Copos D'água

Copos D'água

28 de fevereiro de 2014

Outono.

As folhas ainda estavam verdes quando haviam se conhecido. Debaixo de uma copa acolhedora e alguns galhos retorcidos, ele a tocou pela primeira vez e murmurou duas ou três frases sobre a imprevisibilidade do Universo e do amanhã.
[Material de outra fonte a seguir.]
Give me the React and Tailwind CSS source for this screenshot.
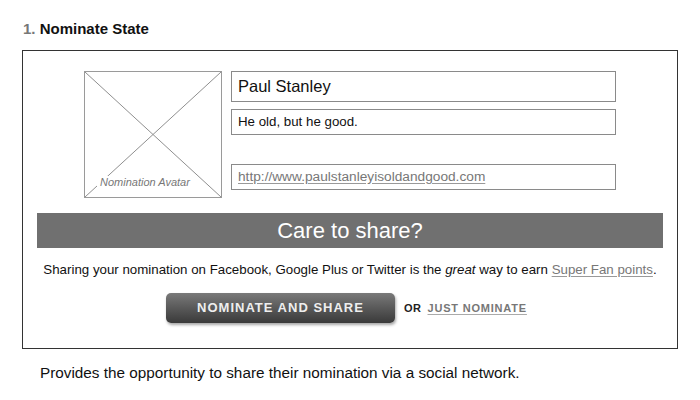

Do lado de fora desse mantra particular, uma brisa anunciava uma primavera que vinha fincar raízes através de um olhar e um beijo demorado.
A Natureza sempre fora refúgio dos amantes e das maiores paixões, então, porque não, daqueles que mal sabiam que tinham dentro de si alguns de seus frutos?
Aquele pedaço de terra no meio de um passadouro em puro concreto havia virado um santuário ao ar livre, que abrigava de tempo em tempo os encontros desses cúmplices de alma, que doavam um ao outro oxigênio, e asas.
Voaram.
Foram voltar sabe-se lá quantos outonos depois, a árvore via-se nua, com suas forças e ramos no chão, como uma manta amarela de folhas secas e despedaçadas. Já não eram mais os mesmos e podiam dizer pelo olhar. Calaram. Suas mãos tocaram-se mais uma vez, como se fosse a primeira, e esse reencontro de almas se firmou com as raízes devastadoras que haviam crescido dentro de si mesmos, durante todo aquele tempo. As folhas caíam da árvore, do céu, e naquele momento, ambos tinham consciência de suas asas, mas só sabiam querer permanecer ali.

29 de janeiro de 2014

Solstício

São os detalhes irrisórios de cada anoitecer. O clique da porta quando sua hora chega, o seu espaço na cama, intocado, com o travesseiro ainda escondido pela coberta. Nenhuma roupa jogada no chão, sem provas, nem restos da sua presença. Um relógio sem ponteiros, que arrasta a vida até o próximo dia e um solstício de inverno, pra tornar a madrugada eterna e fazer seu cheiro desvanecer.